Congress has established for NASA two mandates addressing near-Earth object (NEO) detection. The first mandate, now known as the Spaceguard Survey, directed the agency to detect 90 percent of near-Earth objects 1 kilometer in diameter or greater by 2008. By 2009, the agency was close to meeting that goal. Although the estimate of this population is continually revised, as astronomers gather additional data about all NEOs (and asteroids and comets in general), these revisions are expected to remain. The 2009 discovery of asteroid 2009 HC82, a 2- to 3-kilometer-diameter NEO in a retrograde (“backwards”) orbit, is, however, a reminder that some NEOs 1 kilometer or greater in diameter remain undetected.
NASA does not have the funding or necessary hardware to meet the 2020 date.

NATIONAL RESEARCH COUNCIL 2009 (Committee to Review Near-Earth Object Surveys and Hazard Mitigation Strategies, National Research Council, Near-Earth Object Surveys and Hazard Mitigation Strategies: Interim Report, The National Academies Press, http://www.nap.edu/openbook.php?record_id=12738&page=1)
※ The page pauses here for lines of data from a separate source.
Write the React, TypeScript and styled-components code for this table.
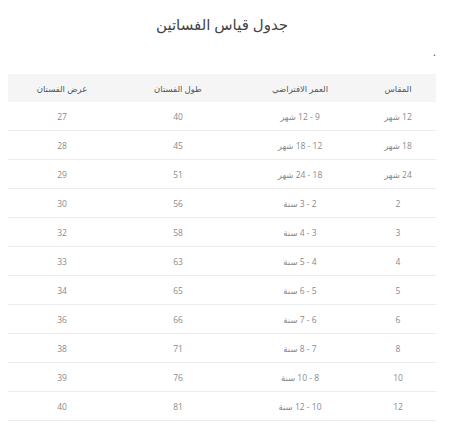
import React from 'react';
import styled, {createGlobalStyle} from 'styled-components';

const Global = createGlobalStyle`
  body {
    margin: 8px;
    background: #fff;
    font-family: "Open Sans", "DejaVu Sans", sans-serif;
  }
`;

type RowType = {
    size: string
    age: string
    length: number
    width: number
}

const rows: RowType[] = [
    {size: '12 شهر', age: '9 - 12 شهر', length: 40, width: 27},
    {size: '18 شهر', age: '12 - 18 شهر', length: 45, width: 28},
    {size: '24 شهر', age: '18 - 24 شهر', length: 51, width: 29},
    {size: '2', age: '2 - 3 سنة', length: 56, width: 30},
    {size: '3', age: '3 - 4 سنة', length: 58, width: 32},
    {size: '4', age: '4 - 5 سنة', length: 63, width: 33},
    {size: '5', age: '5 - 6 سنة', length: 65, width: 34},
    {size: '6', age: '6 - 7 سنة', length: 66, width: 36},
    {size: '8', age: '7 - 8 سنة', length: 71, width: 38},
    {size: '10', age: '8 - 10 سنة', length: 76, width: 39},
    {size: '12', age: '10 - 12 سنة', length: 81, width: 40},
];

export default function App() {
    return (
        <>
            <Global/>
            <Wrapper dir="rtl">
                <Title>جدول قياس الفساتين</Title>
                <Dot>.</Dot>
                <Table>
                    <colgroup>
                        <col style={{width: '76px'}}/>
                        <col style={{width: '120px'}}/>
                        <col style={{width: '124px'}}/>
                        <col style={{width: '108px'}}/>
                    </colgroup>
                    <thead>
                    <tr>
                        <Th>المقاس</Th>
                        <Th>العمر الافتراضي</Th>
                        <Th>طول الفستان</Th>
                        <Th>عرض الفستان</Th>
                    </tr>
                    </thead>
                    <tbody>
                    {rows.map(r => (
                        <tr key={r.size}>
                            <Td>{r.size}</Td>
                            <Td>{r.age}</Td>
                            <Td>{r.length}</Td>
                            <Td>{r.width}</Td>
                        </tr>
                    ))}
                    </tbody>
                </Table>
            </Wrapper>
        </>
    );
}

const Wrapper = styled.div`
  width: 428px;
`;

const Title = styled.h2`
  margin: 4px 0 0;
  text-align: center;
  font-size: 15px;
  line-height: 24px;
  font-weight: 400;
  color: #444;
`;

const Dot = styled.p`
  margin: 6px 0 0;
  font-size: 11px;
  line-height: 20px;
  color: #444;
`;

const Table = styled.table`
  margin-top: 12px;
  width: 100%;
  border-collapse: collapse;
  table-layout: fixed;
`;

const Th = styled.th`
  height: 28px;
  padding: 0;
  background: #f5f5f5;
  font-size: 8.5px;
  font-weight: 400;
  color: #555;
  text-align: center;
`;

const Td = styled.td`
  height: 28px;
  padding: 0;
  border-bottom: 1px solid #ececec;
  font-size: 8.5px;
  color: #8a8a8a;
  text-align: center;
`;
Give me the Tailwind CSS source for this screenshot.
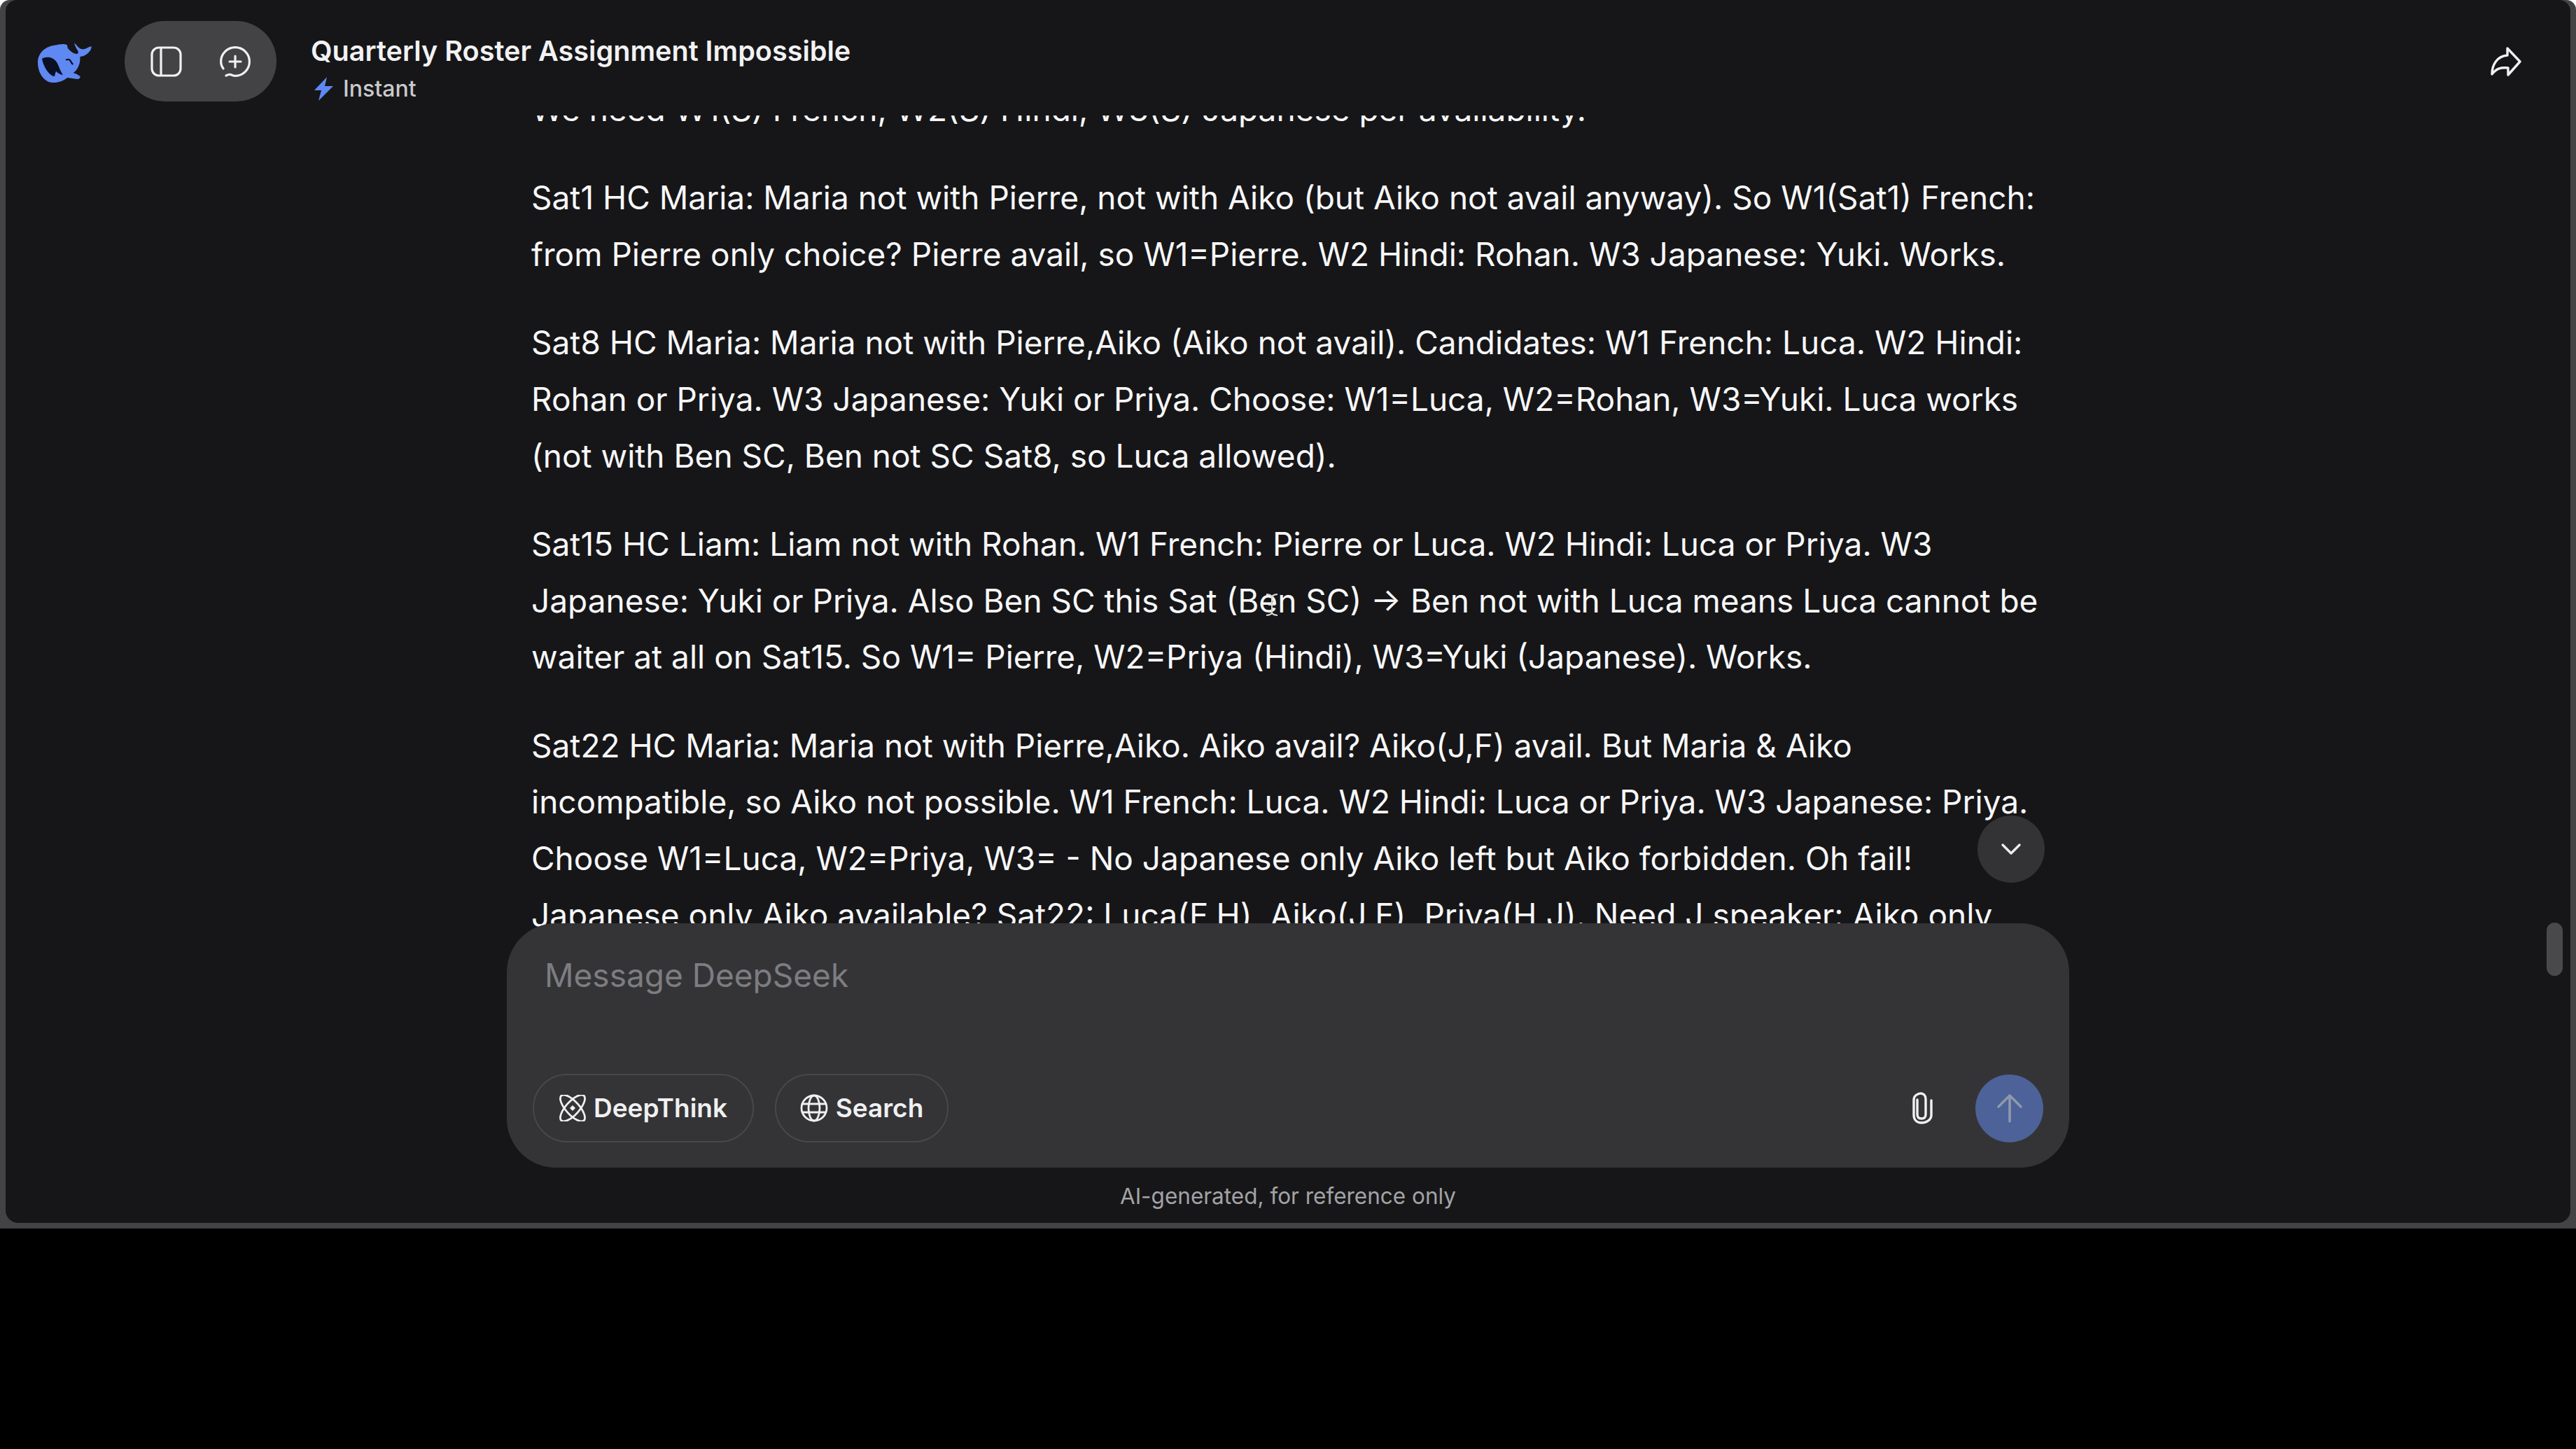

Although Congress mandated as a goal the discovery of 90 percent of all NEOs 140 meters in diameter or greater by 2020, and NASA has studied possible methods for accomplishing this goal, neither the administration nor Congress has sought to provide the funding required to achieve this goal. Several possible solutions could be pursued to discover such NEOs and meet the goal, but all require the rapid construction of new hardware and facilities such as ground and/or space-based telescopes. Primarily because none of them has been explicitly funded since the goal was established in 2005, there is less time available to meet the 2020 date, and it is consequently more difficult to meet this goal. Finding: Congress has mandated that NASA discover 90 percent of all near-Earth objects 140 meters in diameter or greater by 2020. The administration has not requested and Congress has not appropriated new funds to meet this objective. Only limited facilities are currently involved in this survey/discovery effort, funded by NASA’s existing budget.